“Love, you’re a doctor’s worst nightmare. A hypochondriac who might actually be sick.”
I’ve been feeling crummy for the past few days. I often feel crummy this time of year, but this year I’ve got a bigger support team.
Five years ago I turned into a blubbering mess at my doctor’s office, as I tried to give her a description of how dark my world was, of how hard getting out of bed really could be, and she, in turn, gave me Prozac. The short version of this story: I got happy, got healthy, and then got off the drugs.
The short version then neatly segues to about a year ago, where we find our heroine again fat, again unhealthy, and again dramatically depressed.

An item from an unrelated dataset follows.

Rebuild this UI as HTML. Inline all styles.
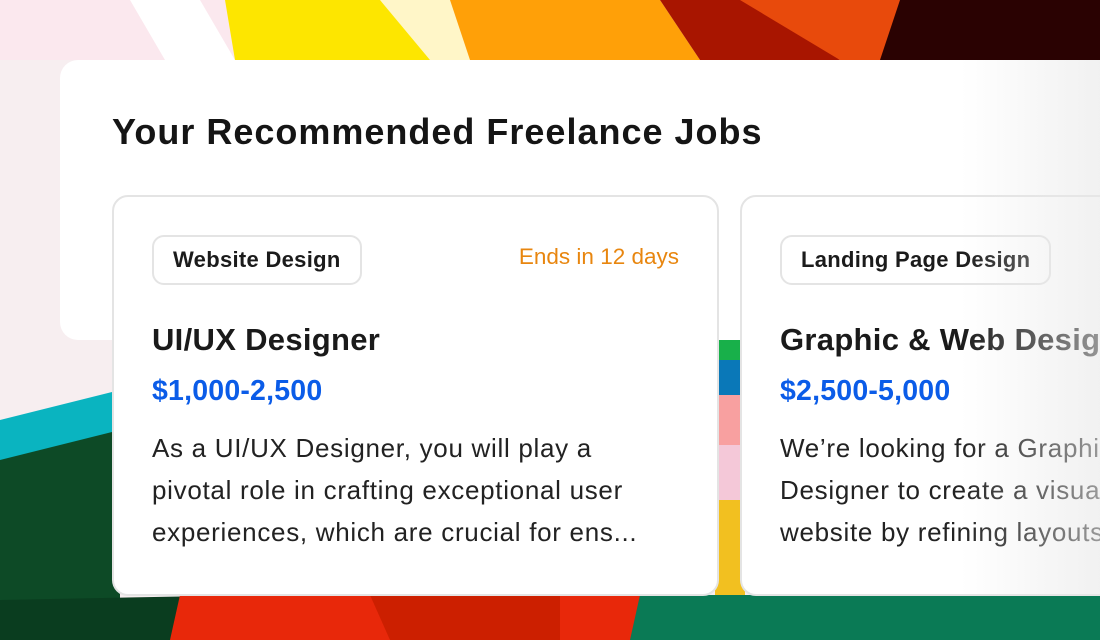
<!DOCTYPE html>
<html><head><meta charset="utf-8"><style>
*{margin:0;padding:0;box-sizing:border-box}
body{width:1100px;height:640px;overflow:hidden;position:relative;font-family:"Liberation Sans",sans-serif;background:#fff}
svg.bg{position:absolute;left:0;top:0}
.panel{position:absolute;left:60px;top:60px;width:1100px;height:280px;background:#fff;border-radius:18px}
h1{position:absolute;left:112px;top:111px;font-size:36px;font-weight:bold;color:#151515;letter-spacing:1px;white-space:nowrap}
.card{position:absolute;top:195px;width:607px;height:401px;background:#fff;border:2px solid #e4e4e4;border-radius:16px}
.tag{position:absolute;left:38px;top:38px;height:50px;padding:0 19px;border:2px solid #e4e4e4;border-radius:12px;font-size:22px;font-weight:bold;color:#1b1b1b;line-height:46px;letter-spacing:0.3px;white-space:nowrap}
.ends{position:absolute;right:38px;top:47px;font-size:22.5px;color:#e8860f;white-space:nowrap}
.t{position:absolute;left:38px;top:125px;font-size:31px;font-weight:bold;color:#1a1a1a;white-space:nowrap;letter-spacing:0.3px}
.p{position:absolute;left:38px;top:178px;font-size:28.5px;font-weight:bold;color:#0b5ce8;letter-spacing:0.2px}
.d{position:absolute;left:38px;top:230px;font-size:26px;line-height:42px;color:#222;width:600px;white-space:nowrap;letter-spacing:0.7px}
.fade{position:absolute;left:960px;top:60px;width:140px;height:536px;background:linear-gradient(90deg,rgba(255,255,255,0),rgba(232,232,232,0.6))}
</style></head><body>
<svg class="bg" width="1100" height="640" viewBox="0 0 1100 640">
<rect width="1100" height="640" fill="#f7eef0"/>
<polygon points="0,0 230,0 240,60 0,60" fill="#fbe8ee"/>
<polygon points="130,0 200,0 235,60 165,60" fill="#ffffff"/>
<polygon points="225,0 390,0 460,60 235,60" fill="#fde600"/>
<polygon points="380,0 450,0 470,60 430,60" fill="#fff6c8"/>
<polygon points="450,0 660,0 700,60 470,60" fill="#ffa008"/>
<polygon points="660,0 760,0 840,60 700,60" fill="#a81500"/>
<polygon points="740,0 900,0 900,60 840,60" fill="#e84a0c"/>
<polygon points="900,0 1100,0 1100,60 880,60" fill="#2a0202"/>
<polygon points="0,420 120,390 120,640 0,640" fill="#0ab4c0"/>
<polygon points="0,460 120,430 120,640 0,640" fill="#0d4a26"/>
<polygon points="0,600 260,595 250,640 0,640" fill="#0a3d1f"/>
<polygon points="180,595 660,595 640,640 170,640" fill="#e8280a"/>
<polygon points="370,595 560,595 560,640 390,640" fill="#cc1f00"/>
<polygon points="640,595 1100,595 1100,640 630,640" fill="#0a7a55"/>
<rect x="715" y="340" width="30" height="20" fill="#18b04a"/>
<rect x="715" y="360" width="30" height="35" fill="#0a78b8"/>
<rect x="715" y="395" width="30" height="50" fill="#f8a0a0"/>
<rect x="715" y="445" width="30" height="55" fill="#f4c8d8"/>
<rect x="715" y="500" width="30" height="95" fill="#f2c020"/>
</svg>
<div class="panel"></div>
<h1>Your Recommended Freelance Jobs</h1>
<div class="card" style="left:112px">
<div class="tag">Website Design</div>
<div class="ends">Ends in 12 days</div>
<div class="t">UI/UX Designer</div>
<div class="p">$1,000-2,500</div>
<div class="d">As a UI/UX Designer, you will play a<br>pivotal role in crafting exceptional user<br>experiences, which are crucial for ens...</div>
</div>
<div class="card" style="left:740px">
<div class="tag">Landing Page Design</div>
<div class="t">Graphic &amp; Web Designer</div>
<div class="p">$2,500-5,000</div>
<div class="d">We’re looking for a Graphic<br>Designer to create a visual<br>website by refining layouts</div>
</div>
<div class="fade"></div>
</body></html>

I got a new doctor, a new prescription for Lexapro, and a fancy new thing called a Talk Therapist. For a $20 co-pay I get to spend 45 minutes a week with someone who pretends to enjoy hearing me worry about my job, my marriage, my mortgage, and whether or not the strangers in the supermarket really are judging my human potential by what I’ve got in the grocery cart. This time around, I also got a special introduction to the incredibly exciting world of anxiety disorder(s) (What will freak her out now? Oh no, ticket sales at EuroDisney are down! Someone might lose their job!! How stressful it must be, to be in charge of ticket sales for a theme park I’ve never been to, in a country in which I currently do not live!!! BREATHE!!!!).
Not taking anything special for that part, unless you count my investment in “Meditating for Dummies.” Because mostly I don’t like pills, and also because I come from a hearty Midwestern stock who believe that Seeking Help Is For The Weak. And also, that Casseroles Cure All Heartache.
But when what I thought was some sort of low-level anxiety attack reached into its third day, I thought to myself, “Self, why, I do believe this is not normal. And there are medical professionals who might be able to make it stop. Why pay so much money for a health plan you don’t use? And also, when was the last time you checked your blood pressure?”
To be honest, that last one didn’t come to me until I climbed out of the shower and back into bed, whining about the continued tightness in my chest, and begging my partner to check my pulse. When he couldn’t find one, I took that as a bad sign, what with him having a medical degree and all.
Anyway, 170/120. Sustained, throughout the day. With a resting pulse of about 110 beats per minute.
When you call with those sort of numbers, you get to see the doctor the same day. In any case, the EKGs all showed a normal heart rhythm with a very fast heart, due - we’re assuming - to the very high blood pressure, although we’re not entirely ruling out Something Scary due to the very young age at which my dad died of a heart attack. Also, now I get to take two more pills every day (three if my diastolic number is above 90!).
All in all, a very good reminder that I need to take better care of my body.
The two paths I’ve got here are starting to look like Better Fitness or Pharmaceutical Experiment.
I really hope I can choose the former.